Editorial - VGB PowerTech Journal 12/2016

The future of power industry – a view on the globe

Renewables are unstoppable …
and hydropower has a major role to play

The power industry in Europe has been changing rapidly for years now. Market liberalisation, unbundling, single market, nuclear phase-out, renewables on the rise, and de-carbonisation are just a few parameters of a challenging business environment. One can ask, whether these are the conditions that apply elsewhere in the world or whether they are a kind of preview on future transitions out of Europe. Is Europe different?

The most important global megatrends are urbanisation, shifts in economic power, demographic change, climate change, resource stress, and technological progress.

Forecasts that the global population will be about 10 billion people in 2050 mean that today’s energy demand will have at least doubled by then. This situation poses a challenge for politics, economics, and research and requires serious consideration today.

Currently cities cover just 0.5 % of the earth’s surface. However, they consume some 75 % of global resources

In 2050 half of the world’s population will live in major urban centres and there will likely be at least 40 cities with more than 10 million inhabitants. Megacities such as New York, Sao Paulo, Cairo, and Beijing will have to make billions of dollars of infrastructure investment within the next 10 years. Urban technologies to keep growing cities viable are racing ahead. An example is the emergence of ‘smart cities’ in which inhabitants can interact intelligently and efficiently with their urban environment. But despite increasing energy efficiency, the energy demands of such megacities will be enormously high.

Climate change and resource scarcity

All these will bear down to the limits of conventional energy sources in the near future. With respect to current consumption data, it appears that in just a few decades it will no longer make economic sense to harness fossil fuels. Regardless of this, existing fossil reserves will still be used extensively causing additional increase in greenhouse gas emissions, resulting in global warming. The goal declared at COP21 in Paris at the end of 2015 to limit global warming to less than 2 °C can only be achieved with extreme efforts. Integrated solutions that optimally combine renewables are already in demand today and will be even more so in the future.

Demographic and social developments

Regional differences in demographic development could not be more dramatic. In the future, the majority of the world’s population will be over 65 years old, especially in the industrialised nations. But Africa’s population will probably have doubled by 2050, while the population of Europe will shrink. By this time, individual African countries could have more inhabitants than the USA has today.

Technological breakthrough

Technological progress is an underestimated force today, but will gain more and more importance as a major driver in the reshaping of the future economy. The time it takes from invention to mass application is getting shorter. For example, it took 76 years for the telephone to reach half the population; the smartphone took only about a decade. Today the value created by internet-based technology is extraordinary. The importance of e-commerce, mobile applications and interconnectivity gets crucial even for the power industry in order to succeed in the digital age.

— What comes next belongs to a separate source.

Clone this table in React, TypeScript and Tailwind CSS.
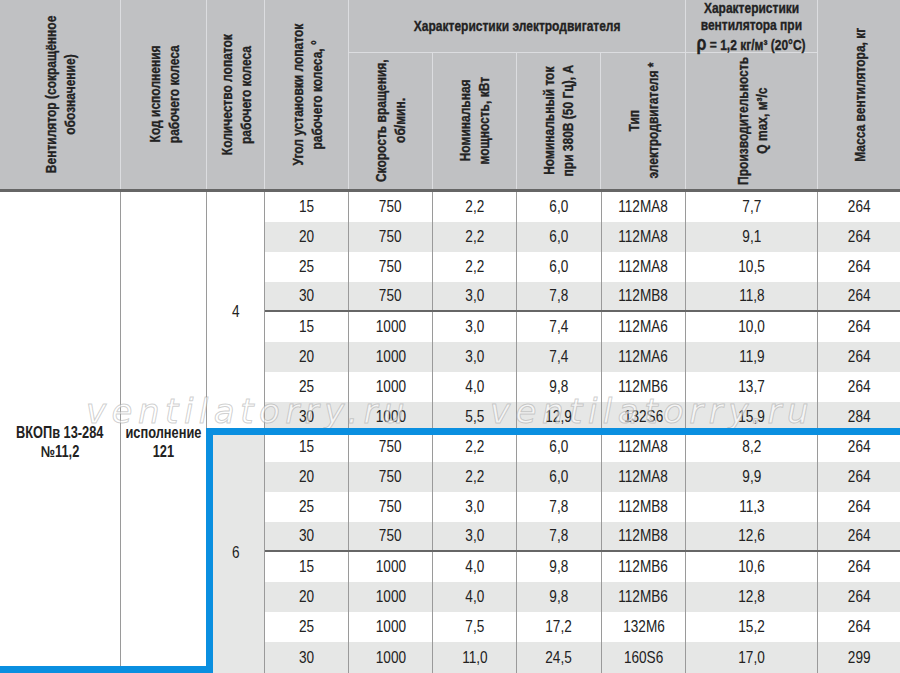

The role of hydropower in the future

Hydropower is the most proven and best-developed power generation technology. Increasing awareness of global warming and sustainable electricity generation, social responsibility, as well as an increasingly critical attitude toward CO2 emissions from fossil fuels, will cause increasing demand for hydropower.

Currently, approximately 16% of the world’s electric power comes from hydro. In the future, the assumption is that the enormous and increasing demand for electricity will be fulfilled by those energy concepts that best combine the various resources available. Hydropower is trend-setting here, for it does not end with power generation. Instead, it offers a wide spectrum of applications, including energy storage for grid stability and peak load coverage. Hydropower is sustainable, renewable, and flexible and has many benefits. Constant research and development will ensure that hydropower remains the most important renewable energy resource. Its technically feasible potential is an unbelievable 16,000 TWh per year. Only about 25?% of this potential is exploited as of today.

The traditional approach to the operation of hydropower facilities has to be reconsidered though. New demands are even faster response times, frequent load changes, and extended operational ranges. Anticipated future requirements include calls for frequency regulation by run-of-river power plants, mini pumped storage for balancing small wind farms, ocean energy applications combined with off-shore wind farms, small hydro to balance the impact of clouds passing over a solar plant, as well as upgrading all existing power plants to new standards and network codes, and linking them with the state-of-the-art automation systems.

For ANDRITZ HYDRO, the changing future is a big motivation to find tomorrow’s solutions today. The immense potential of hydropower can make a significant contribution to the redesigned and sustainable future energy supply system. Hydropower is and remains to be not only part, but the heart of the renewable family.